→ What this task involves: Consider the records below. How many of their lines include the word "code"? State the number and nothing else.

──────── Data listing

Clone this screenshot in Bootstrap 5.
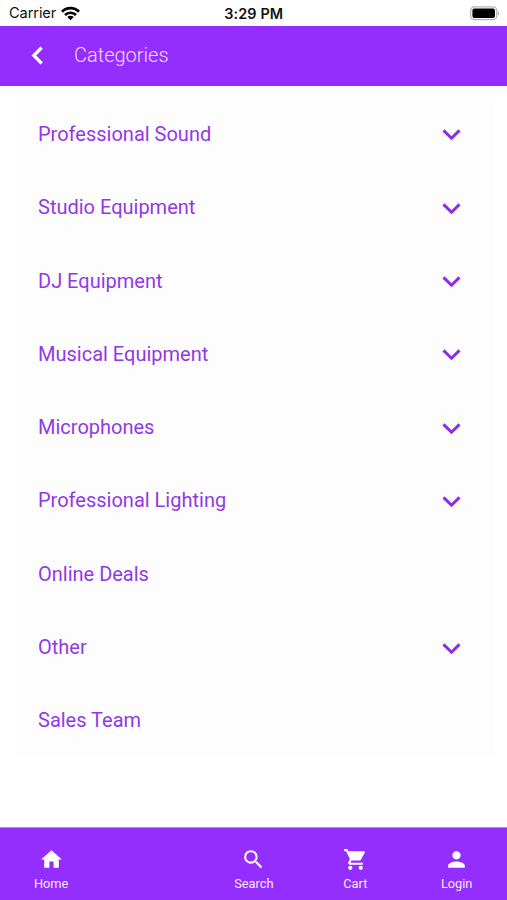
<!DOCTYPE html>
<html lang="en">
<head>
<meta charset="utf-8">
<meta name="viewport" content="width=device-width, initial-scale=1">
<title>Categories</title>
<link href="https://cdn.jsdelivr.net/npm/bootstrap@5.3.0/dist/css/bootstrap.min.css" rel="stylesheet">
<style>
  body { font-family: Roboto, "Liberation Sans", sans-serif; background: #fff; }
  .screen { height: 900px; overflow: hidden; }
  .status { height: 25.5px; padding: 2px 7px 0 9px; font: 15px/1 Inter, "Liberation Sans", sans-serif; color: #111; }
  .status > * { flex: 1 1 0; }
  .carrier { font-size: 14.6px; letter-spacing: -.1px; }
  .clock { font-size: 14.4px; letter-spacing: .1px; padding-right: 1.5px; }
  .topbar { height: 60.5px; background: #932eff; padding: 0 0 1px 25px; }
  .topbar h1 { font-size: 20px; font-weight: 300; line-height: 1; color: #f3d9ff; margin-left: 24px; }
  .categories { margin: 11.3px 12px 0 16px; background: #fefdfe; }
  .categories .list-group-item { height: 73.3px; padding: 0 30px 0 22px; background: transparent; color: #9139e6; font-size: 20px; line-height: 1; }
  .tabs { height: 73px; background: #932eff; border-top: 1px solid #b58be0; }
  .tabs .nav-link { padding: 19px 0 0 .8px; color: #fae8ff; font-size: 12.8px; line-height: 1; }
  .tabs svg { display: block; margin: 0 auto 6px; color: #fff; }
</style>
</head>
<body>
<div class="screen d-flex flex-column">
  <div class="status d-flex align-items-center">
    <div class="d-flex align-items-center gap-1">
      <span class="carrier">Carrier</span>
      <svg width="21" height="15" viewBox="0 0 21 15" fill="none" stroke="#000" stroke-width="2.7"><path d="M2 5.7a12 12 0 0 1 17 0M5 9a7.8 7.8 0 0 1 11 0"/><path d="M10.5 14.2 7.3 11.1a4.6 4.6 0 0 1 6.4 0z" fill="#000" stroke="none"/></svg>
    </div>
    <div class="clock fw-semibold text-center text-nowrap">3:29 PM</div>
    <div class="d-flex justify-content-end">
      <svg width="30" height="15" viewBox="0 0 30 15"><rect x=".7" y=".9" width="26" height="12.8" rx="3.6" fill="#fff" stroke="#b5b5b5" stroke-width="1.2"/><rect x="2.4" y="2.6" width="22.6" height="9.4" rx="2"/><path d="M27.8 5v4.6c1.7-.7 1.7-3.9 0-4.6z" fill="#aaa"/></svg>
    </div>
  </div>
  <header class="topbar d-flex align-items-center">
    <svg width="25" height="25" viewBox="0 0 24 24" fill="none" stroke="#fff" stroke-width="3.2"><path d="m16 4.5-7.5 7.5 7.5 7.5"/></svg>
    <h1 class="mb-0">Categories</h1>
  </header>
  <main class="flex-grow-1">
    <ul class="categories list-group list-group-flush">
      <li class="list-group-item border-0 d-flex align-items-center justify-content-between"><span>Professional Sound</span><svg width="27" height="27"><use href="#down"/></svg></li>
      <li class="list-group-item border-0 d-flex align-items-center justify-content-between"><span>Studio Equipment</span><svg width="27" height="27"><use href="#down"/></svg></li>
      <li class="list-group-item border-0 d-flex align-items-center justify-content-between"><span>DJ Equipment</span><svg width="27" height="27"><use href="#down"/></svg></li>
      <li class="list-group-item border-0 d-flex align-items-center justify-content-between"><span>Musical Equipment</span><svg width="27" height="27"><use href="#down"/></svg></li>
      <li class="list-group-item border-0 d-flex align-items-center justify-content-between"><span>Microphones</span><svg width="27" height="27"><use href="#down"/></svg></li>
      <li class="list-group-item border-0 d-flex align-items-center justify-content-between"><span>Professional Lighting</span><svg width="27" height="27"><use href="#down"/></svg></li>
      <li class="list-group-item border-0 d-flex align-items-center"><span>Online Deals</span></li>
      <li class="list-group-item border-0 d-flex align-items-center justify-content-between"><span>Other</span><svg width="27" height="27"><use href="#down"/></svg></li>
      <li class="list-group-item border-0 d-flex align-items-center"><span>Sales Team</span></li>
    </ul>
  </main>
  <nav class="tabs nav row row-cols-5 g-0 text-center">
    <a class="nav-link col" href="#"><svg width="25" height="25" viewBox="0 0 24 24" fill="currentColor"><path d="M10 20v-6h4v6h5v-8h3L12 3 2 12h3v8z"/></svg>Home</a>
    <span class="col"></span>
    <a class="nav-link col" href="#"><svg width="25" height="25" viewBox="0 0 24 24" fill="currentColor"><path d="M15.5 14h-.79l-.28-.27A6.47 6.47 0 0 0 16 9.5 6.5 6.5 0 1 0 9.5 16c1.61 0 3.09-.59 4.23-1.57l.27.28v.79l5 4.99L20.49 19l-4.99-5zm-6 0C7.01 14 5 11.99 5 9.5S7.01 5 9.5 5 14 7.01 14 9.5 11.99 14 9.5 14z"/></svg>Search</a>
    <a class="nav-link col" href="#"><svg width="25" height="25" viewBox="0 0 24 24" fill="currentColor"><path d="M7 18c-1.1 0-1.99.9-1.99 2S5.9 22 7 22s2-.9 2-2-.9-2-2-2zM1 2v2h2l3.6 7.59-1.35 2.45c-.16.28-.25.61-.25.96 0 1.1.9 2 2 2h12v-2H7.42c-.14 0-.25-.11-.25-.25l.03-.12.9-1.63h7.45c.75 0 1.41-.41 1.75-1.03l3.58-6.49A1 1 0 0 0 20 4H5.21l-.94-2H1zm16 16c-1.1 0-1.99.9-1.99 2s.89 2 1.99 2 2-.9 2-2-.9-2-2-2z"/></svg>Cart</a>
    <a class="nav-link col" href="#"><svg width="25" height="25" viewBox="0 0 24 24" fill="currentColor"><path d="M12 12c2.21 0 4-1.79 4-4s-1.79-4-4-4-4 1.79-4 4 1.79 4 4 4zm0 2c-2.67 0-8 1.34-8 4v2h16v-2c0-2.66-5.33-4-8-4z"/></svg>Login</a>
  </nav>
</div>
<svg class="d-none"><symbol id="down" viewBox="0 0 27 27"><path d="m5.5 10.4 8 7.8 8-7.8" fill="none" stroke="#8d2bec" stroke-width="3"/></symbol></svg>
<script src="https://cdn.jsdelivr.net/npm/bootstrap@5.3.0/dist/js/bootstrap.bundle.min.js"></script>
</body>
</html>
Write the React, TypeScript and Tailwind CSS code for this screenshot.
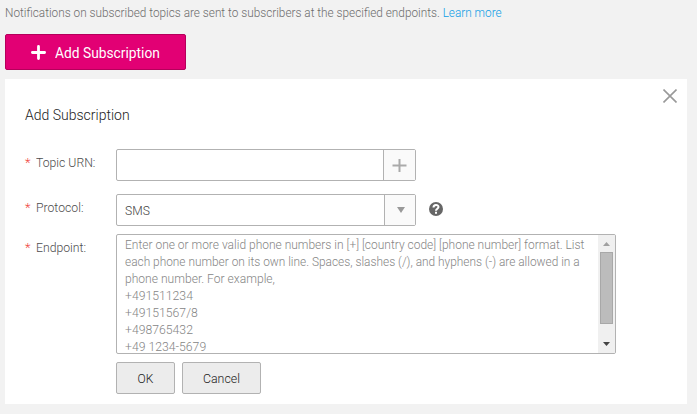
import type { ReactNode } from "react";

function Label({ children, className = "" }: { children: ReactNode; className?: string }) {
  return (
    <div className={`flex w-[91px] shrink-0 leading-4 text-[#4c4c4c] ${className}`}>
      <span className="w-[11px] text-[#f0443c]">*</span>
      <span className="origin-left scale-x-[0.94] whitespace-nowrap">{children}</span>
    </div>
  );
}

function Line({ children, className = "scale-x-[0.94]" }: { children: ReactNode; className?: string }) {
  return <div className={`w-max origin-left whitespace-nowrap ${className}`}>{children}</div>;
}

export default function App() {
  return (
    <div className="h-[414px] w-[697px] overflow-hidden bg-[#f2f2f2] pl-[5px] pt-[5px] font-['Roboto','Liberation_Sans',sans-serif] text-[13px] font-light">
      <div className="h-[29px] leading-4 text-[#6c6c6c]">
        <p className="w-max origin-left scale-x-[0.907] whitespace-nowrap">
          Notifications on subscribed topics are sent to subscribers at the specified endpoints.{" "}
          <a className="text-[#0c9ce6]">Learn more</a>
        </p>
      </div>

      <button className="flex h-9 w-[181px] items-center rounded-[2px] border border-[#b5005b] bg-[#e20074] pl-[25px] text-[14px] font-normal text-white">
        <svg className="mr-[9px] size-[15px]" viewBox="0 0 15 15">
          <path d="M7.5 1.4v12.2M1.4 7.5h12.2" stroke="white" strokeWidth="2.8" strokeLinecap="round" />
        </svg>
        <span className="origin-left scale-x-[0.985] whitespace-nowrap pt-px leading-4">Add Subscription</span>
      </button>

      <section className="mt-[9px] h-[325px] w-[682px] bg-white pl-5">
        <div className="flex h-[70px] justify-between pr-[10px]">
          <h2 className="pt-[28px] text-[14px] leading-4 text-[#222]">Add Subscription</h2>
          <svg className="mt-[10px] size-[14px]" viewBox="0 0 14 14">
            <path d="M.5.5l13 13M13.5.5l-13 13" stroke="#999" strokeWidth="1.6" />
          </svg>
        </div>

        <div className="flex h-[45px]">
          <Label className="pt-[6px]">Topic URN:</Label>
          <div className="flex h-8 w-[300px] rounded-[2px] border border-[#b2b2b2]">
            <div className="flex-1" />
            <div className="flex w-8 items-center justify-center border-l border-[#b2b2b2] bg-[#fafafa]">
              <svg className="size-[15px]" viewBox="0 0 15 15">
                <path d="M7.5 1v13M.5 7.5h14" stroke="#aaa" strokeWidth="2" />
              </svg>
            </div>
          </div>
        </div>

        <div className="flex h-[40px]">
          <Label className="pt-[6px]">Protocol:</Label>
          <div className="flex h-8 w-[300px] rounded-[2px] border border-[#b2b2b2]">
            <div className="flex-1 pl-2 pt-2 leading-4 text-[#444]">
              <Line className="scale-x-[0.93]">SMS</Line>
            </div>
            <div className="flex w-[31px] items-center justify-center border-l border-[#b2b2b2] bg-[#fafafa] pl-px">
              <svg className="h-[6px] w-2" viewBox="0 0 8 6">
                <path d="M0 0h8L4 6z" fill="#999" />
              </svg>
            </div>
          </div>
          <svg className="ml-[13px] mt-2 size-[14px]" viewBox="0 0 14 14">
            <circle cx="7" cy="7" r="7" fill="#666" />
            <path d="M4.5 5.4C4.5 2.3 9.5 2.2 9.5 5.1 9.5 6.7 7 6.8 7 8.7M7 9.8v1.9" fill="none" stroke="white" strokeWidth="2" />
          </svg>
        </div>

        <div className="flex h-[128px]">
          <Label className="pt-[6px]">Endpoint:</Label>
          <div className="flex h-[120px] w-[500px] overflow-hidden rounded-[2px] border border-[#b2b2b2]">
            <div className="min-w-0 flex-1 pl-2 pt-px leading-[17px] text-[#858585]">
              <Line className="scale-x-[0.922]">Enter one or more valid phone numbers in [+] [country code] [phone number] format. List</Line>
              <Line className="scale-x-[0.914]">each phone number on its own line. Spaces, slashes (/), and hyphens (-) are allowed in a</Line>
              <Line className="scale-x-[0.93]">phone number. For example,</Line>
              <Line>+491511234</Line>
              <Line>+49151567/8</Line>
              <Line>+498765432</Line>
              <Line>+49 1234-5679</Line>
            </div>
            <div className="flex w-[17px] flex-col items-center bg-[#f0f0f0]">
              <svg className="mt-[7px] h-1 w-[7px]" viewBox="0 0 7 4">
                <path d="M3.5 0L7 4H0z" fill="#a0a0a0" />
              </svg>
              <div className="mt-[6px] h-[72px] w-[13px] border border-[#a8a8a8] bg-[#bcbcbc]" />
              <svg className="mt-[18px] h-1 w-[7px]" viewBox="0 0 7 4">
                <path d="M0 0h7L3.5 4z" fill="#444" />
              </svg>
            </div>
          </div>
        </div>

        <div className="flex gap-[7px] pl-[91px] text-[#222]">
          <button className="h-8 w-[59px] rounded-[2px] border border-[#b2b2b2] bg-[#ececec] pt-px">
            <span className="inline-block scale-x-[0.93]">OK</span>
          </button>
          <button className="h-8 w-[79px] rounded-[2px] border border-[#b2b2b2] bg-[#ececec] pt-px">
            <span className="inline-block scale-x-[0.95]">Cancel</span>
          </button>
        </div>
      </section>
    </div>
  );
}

────────────────

→ Answer to this exercise: 2